[seqfan] Re: "see Mathematica program for definition"

Peter Luschny peter.luschny at googlemail.com
Mon Oct 24 23:28:02 CEST 2011


>FTAW: I have one real problem with the way Peter has identified
>FTAW: orderings of partitions,

Not sure if I understand your problem. I propose on my page (link given)
"to characterize orderings of integer partitions by a triple
[traverse, increase/decrease, forward/reverse]."

[ VLR , p < q, [1..1] < [n] ]  ->  "Maple"	
[ VLR , p > q, [1..1] > [n] ]  ->  "Mathematica"	
[ VLR*, p < q, [1..1] > [n] ]  ->  "A. & St."	

VLR  is the is the preorder traversal of the Fenner-Loizou tree,
VLR* is the same after substitution of a partition by it's conjugate.
p < q        means 'increasing parts' and
[1..1] < [n] means the partition [1..1] precedes the partition [n].

I do /not/ use the nomenclature of A036036 nor did I introduce it there.
"Abramowitz and Stegun" -> graded reflected colexicographic ordering.
"Maple"                 -> graded reflected lexicographic ordering.
"Mathematica"           -> graded reverse lexicographic ordering.

The reason is, as I wrote (link given):

"Perhaps this (i.e. the description by the above triples) is the most
succinct way to express the sometimes confusing interplay of the
relations involved; in any case less intimidating than something like
'graded reverse reflected colexicographic order ..' yet more informative
than something profane like "A. & St." order."

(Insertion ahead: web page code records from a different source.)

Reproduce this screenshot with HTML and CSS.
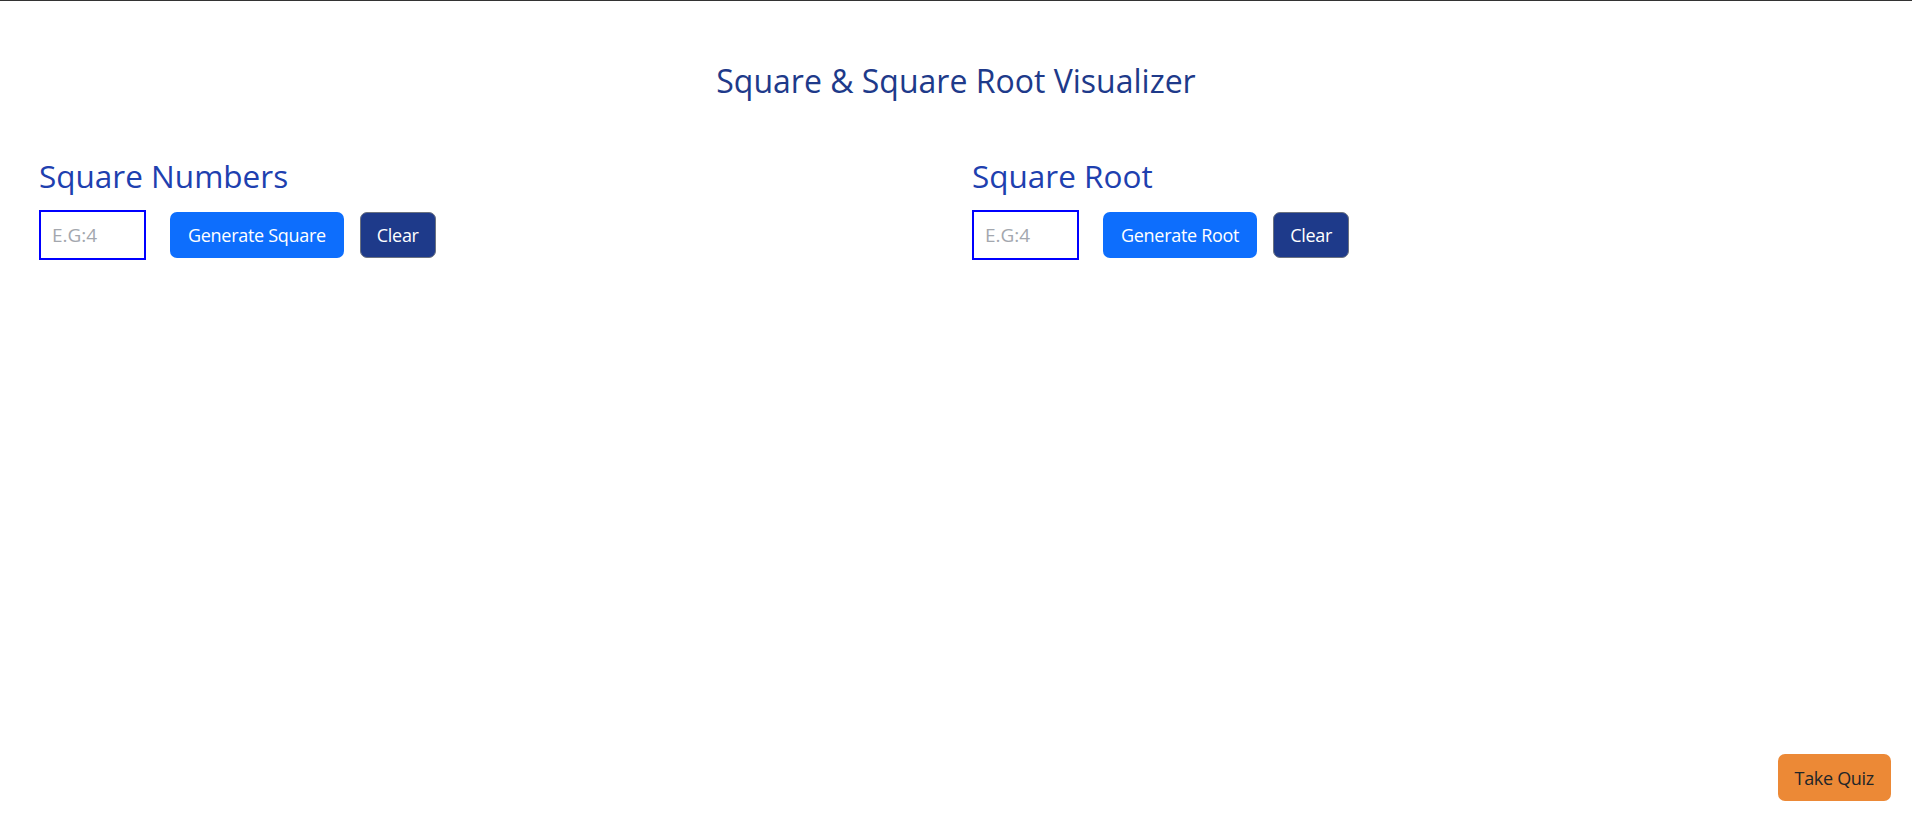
FILE: index.html
```html
<!DOCTYPE html>
<html lang="en">
<head>
<meta charset="utf-8">
<title>Square &amp; Square Root Visualizer</title>
<link rel="stylesheet" href="styles.css">
</head>
<body>
<h1 class="title">Square &amp; Square Root Visualizer</h1>
<main class="panels">
  <section class="panel">
    <h2 class="panel-title">Square Numbers</h2>
    <div class="controls">
      <input class="num-input" type="number" placeholder="E.G:4">
      <button class="btn btn-primary">Generate Square</button>
      <button class="btn btn-dark">Clear</button>
    </div>
  </section>
  <section class="panel">
    <h2 class="panel-title">Square Root</h2>
    <div class="controls">
      <input class="num-input" type="number" placeholder="E.G:4">
      <button class="btn btn-primary">Generate Root</button>
      <button class="btn btn-dark">Clear</button>
    </div>
  </section>
</main>
<button class="btn btn-quiz">Take Quiz</button>
</body>
</html>
```
FILE: styles.css
```css
html, body {
  margin: 0;
  padding: 0;
  background: #ffffff;
}
body {
  border-top: 1px solid #333333;
  font-family: "Open Sans", "Noto Sans", sans-serif;
  min-height: 825px;
}
.title {
  margin: 0;
  padding-top: 60px;
  font-size: 32px;
  line-height: 40px;
  font-weight: 400;
  color: #1e3a8a;
  text-align: center;
}
.panels {
  display: grid;
  grid-template-columns: 1fr 1fr;
  column-gap: 32px;
  padding: 0 39px;
  margin-top: 55px;
}
.panel-title {
  margin: 0 0 14px;
  font-size: 31.5px;
  line-height: 40px;
  font-weight: 400;
  color: #1e40af;
}
.controls {
  display: flex;
  align-items: center;
  height: 50px;
}
.num-input {
  box-sizing: border-box;
  width: 107px;
  height: 50px;
  border: 2px solid #0000ff;
  border-radius: 0;
  padding: 0 11px;
  margin: 0 24px 0 0;
  font-family: inherit;
  font-size: 19px;
  color: #212529;
  outline: none;
  -moz-appearance: textfield;
}
.num-input::placeholder {
  color: #a3a7ae;
}
.num-input::-webkit-outer-spin-button,
.num-input::-webkit-inner-spin-button {
  -webkit-appearance: none;
  margin: 0;
}
.btn {
  box-sizing: border-box;
  height: 46px;
  border-radius: 7px;
  font-family: inherit;
  font-size: 18px;
  letter-spacing: -0.3px;
  line-height: 1;
  cursor: pointer;
}
.btn-primary {
  background: #0d6efd;
  color: #ffffff;
  border: none;
  padding: 0 18px;
  margin-right: 16px;
}
.btn-dark {
  background: #1e3a8a;
  color: #ffffff;
  border: 1px solid #6b7280;
  padding: 0 16px;
}
.btn-quiz {
  position: fixed;
  right: 21px;
  bottom: 25px;
  height: 47px;
  padding: 0 17px;
  background: #ec8936;
  color: #212529;
  border: none;
}
```
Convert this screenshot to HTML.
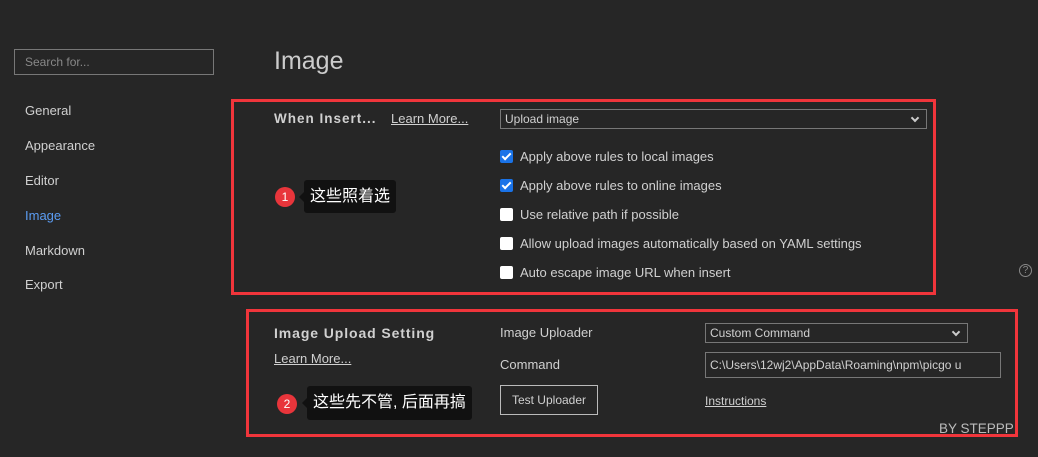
<!DOCTYPE html>
<html><head><meta charset="utf-8"><style>
*{margin:0;padding:0;box-sizing:border-box}
body{width:1038px;height:457px;background:#262626;color:#d0d0d0;font-family:"Liberation Sans","Noto Sans CJK SC",sans-serif;font-size:13px;position:relative;overflow:hidden}
.a{position:absolute;white-space:nowrap}
.red{position:absolute;border:3px solid #f0353b}
.cb{position:absolute;width:13px;height:13px;border-radius:2px;background:#fff}
.cb.on{background:#1a73e8}
.cb.on::after{content:"";position:absolute;left:4px;top:1px;width:3px;height:7px;border:solid #fff;border-width:0 2px 2px 0;transform:rotate(45deg)}
.sel{position:absolute;border:1px solid #777;background:#262626}
.u{text-decoration:underline}
.b{font-weight:bold;font-size:13.5px;letter-spacing:1px}
.tip{position:absolute;background:#111;color:#fff;border-radius:3px;font-size:16px;padding:0 6px}
.tip::before{content:"";position:absolute;left:-5px;top:50%;margin-top:-5px;border:5px solid transparent;border-left:0;border-right-color:#111}
.dot{position:absolute;width:20px;height:20px;border-radius:50%;background:#e8353b;color:#fff;font-size:12px;text-align:center;line-height:20px}
.chev{position:absolute;width:6px;height:6px;border:solid #ccc;border-width:0 2px 2px 0;transform:rotate(45deg)}
</style></head><body>
<div class="a" style="left:14px;top:49px;width:200px;height:26px;border:1px solid #777"></div>
<div class="a" style="left:25px;top:55px;color:#888;font-size:12px">Search for...</div>
<div class="a" style="left:25px;top:103px">General</div>
<div class="a" style="left:25px;top:138px">Appearance</div>
<div class="a" style="left:25px;top:173px">Editor</div>
<div class="a" style="left:25px;top:208px;color:#5b9cf2">Image</div>
<div class="a" style="left:25px;top:243px">Markdown</div>
<div class="a" style="left:25px;top:277px">Export</div>
<div class="a" style="left:274px;top:47px;font-size:25px;color:#ccc">Image</div>

<div class="red" style="left:231px;top:99px;width:705px;height:196px"></div>
<div class="a b" style="left:274px;top:111px">When Insert...</div>
<div class="a u" style="left:391px;top:111px">Learn More...</div>
<div class="sel" style="left:500px;top:109px;width:427px;height:20px"></div>
<div class="a" style="left:505px;top:112px;font-size:12px">Upload image</div>
<div class="chev" style="left:912px;top:115px"></div>
<div class="cb on" style="left:500px;top:150px"></div><div class="a" style="left:520px;top:149px">Apply above rules to local images</div>
<div class="cb on" style="left:500px;top:179px"></div><div class="a" style="left:520px;top:178px">Apply above rules to online images</div>
<div class="cb" style="left:500px;top:208px"></div><div class="a" style="left:520px;top:207px">Use relative path if possible</div>
<div class="cb" style="left:500px;top:237px"></div><div class="a" style="left:520px;top:236px">Allow upload images automatically based on YAML settings</div>
<div class="cb" style="left:500px;top:266px"></div><div class="a" style="left:520px;top:265px">Auto escape image URL when insert</div>
<div class="a" style="left:1019px;top:264px;width:13px;height:13px;border:1px solid #888;border-radius:50%;font-size:10px;line-height:11px;text-align:center;color:#888">?</div>
<div class="dot" style="left:275px;top:187px">1</div>
<div class="tip" style="left:304px;top:180px;height:33px;line-height:33px">这些照着选</div>

<div class="red" style="left:246px;top:309px;width:772px;height:128px"></div>
<div class="a b" style="left:274px;top:325px;font-size:14px;letter-spacing:0.9px">Image Upload Setting</div>
<div class="a u" style="left:274px;top:351px">Learn More...</div>
<div class="a" style="left:500px;top:325px">Image Uploader</div>
<div class="sel" style="left:705px;top:323px;width:263px;height:20px"></div>
<div class="a" style="left:710px;top:326px;font-size:12px">Custom Command</div>
<div class="chev" style="left:953px;top:329px"></div>
<div class="a" style="left:500px;top:357px">Command</div>
<div class="sel" style="left:705px;top:352px;width:296px;height:26px"></div>
<div class="a" style="left:710px;top:358px;font-size:12px">C:\Users\12wj2\AppData\Roaming\npm\picgo u</div>
<div class="a" style="left:500px;top:385px;width:98px;height:30px;border:1px solid #bbb;text-align:center;line-height:28px;font-size:12px">Test Uploader</div>
<div class="a u" style="left:705px;top:394px;font-size:12px">Instructions</div>
<div class="dot" style="left:277px;top:394px">2</div>
<div class="tip" style="left:307px;top:386px;height:34px;line-height:34px">这些先不管, 后面再搞</div>
<div class="a" style="left:939px;top:421px;color:#bbb;font-size:13.5px">BY STEPPP</div>
</body></html>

>FTAW: The average user of the OEIS, seeing "graded colexigraphic ordering",
>FTAW: is not going to know what this means.

Exactly what I said.

>FTAW: So what should these be named?

[ VLR , p < q, [1..1] < [n] ]  <-  "Maple"	
[ VLR , p > q, [1..1] > [n] ]  <-  "Mathematica"	
[ VLR*, p < q, [1..1] > [n] ]  <-  "A. & St."